- Anbarkeh Location within Iran
- Coordinates: 35°46′19″N 58°50′14″E﻿ / ﻿35.77194°N 58.83722°E
- Country: Iran
- Province: Razavi Khorasan
- County: Miyan Jolgeh
- District: Belharat
- Rural District: Salari

Population (2016)
- • Total: 345
- Time zone: UTC+3:30 (IRST)

= Anbarkeh =

Village in Razavi Khorasan province, Iran

Anbarkeh (عنبركه) (Note: Also romanized as ‘Anbarkeh) is a village in Salari Rural District of Belharat District in Miyan Jolgeh County, Razavi Khorasan province, Iran.

==Demographics==
===Population===
At the time of the 2006 National Census, the village's population was 331 in 92 households, when it was in Belharat Rural District of the former Miyan Jolgeh District (Note: Renamed the Central District of Miyan Jolgeh County) in Nishapur County. The following census in 2011 counted 324 people in 107 households.
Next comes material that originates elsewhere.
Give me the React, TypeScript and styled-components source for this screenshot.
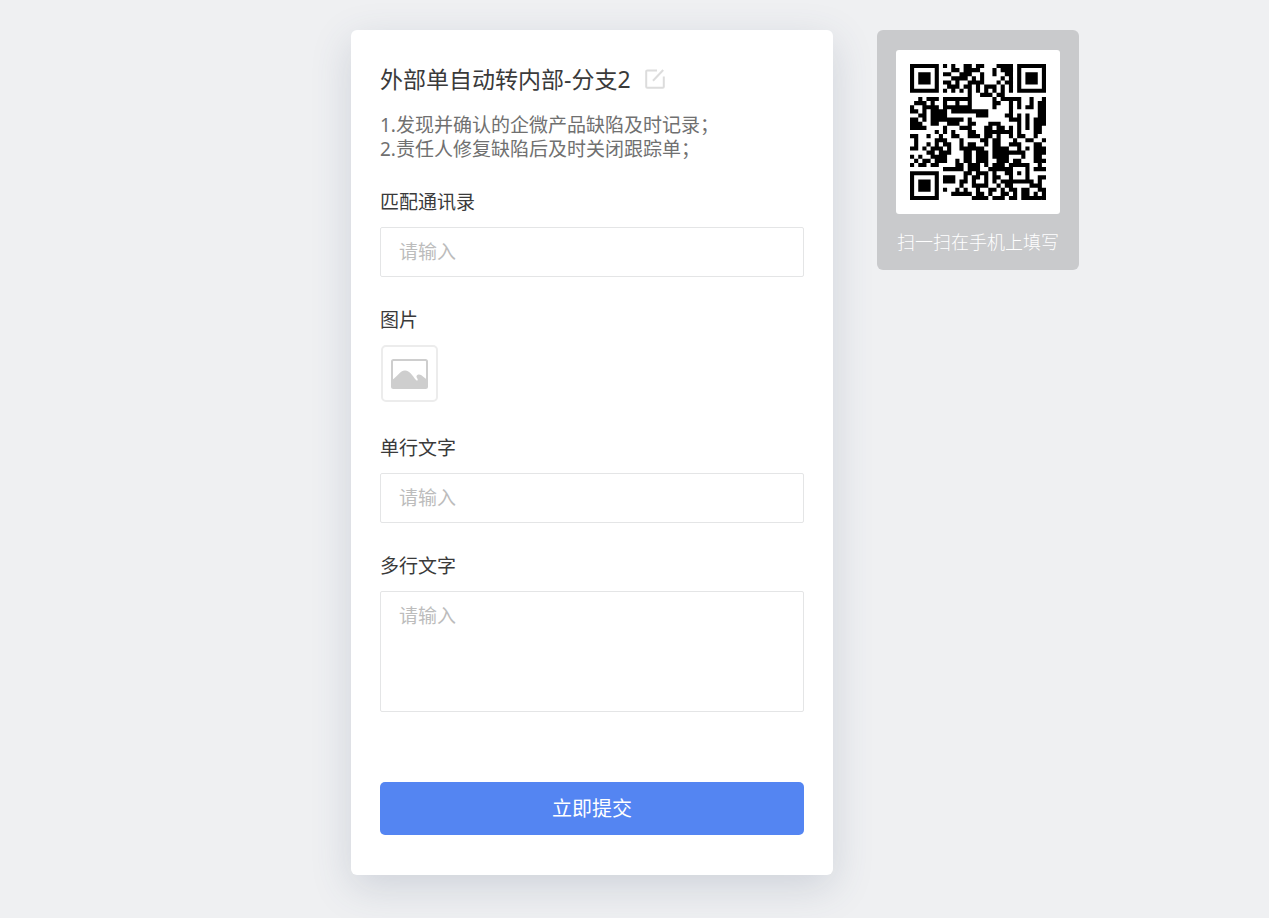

The 2016 census measured the population of the village as 345 people in 111 households.

In 2023, the district was separated from the county in the establishment of Miyan Jolgeh County and renamed the Central District. The rural district was transferred to the new Belharat District, and Anbarkeh was transferred to Salari Rural District created in the same district.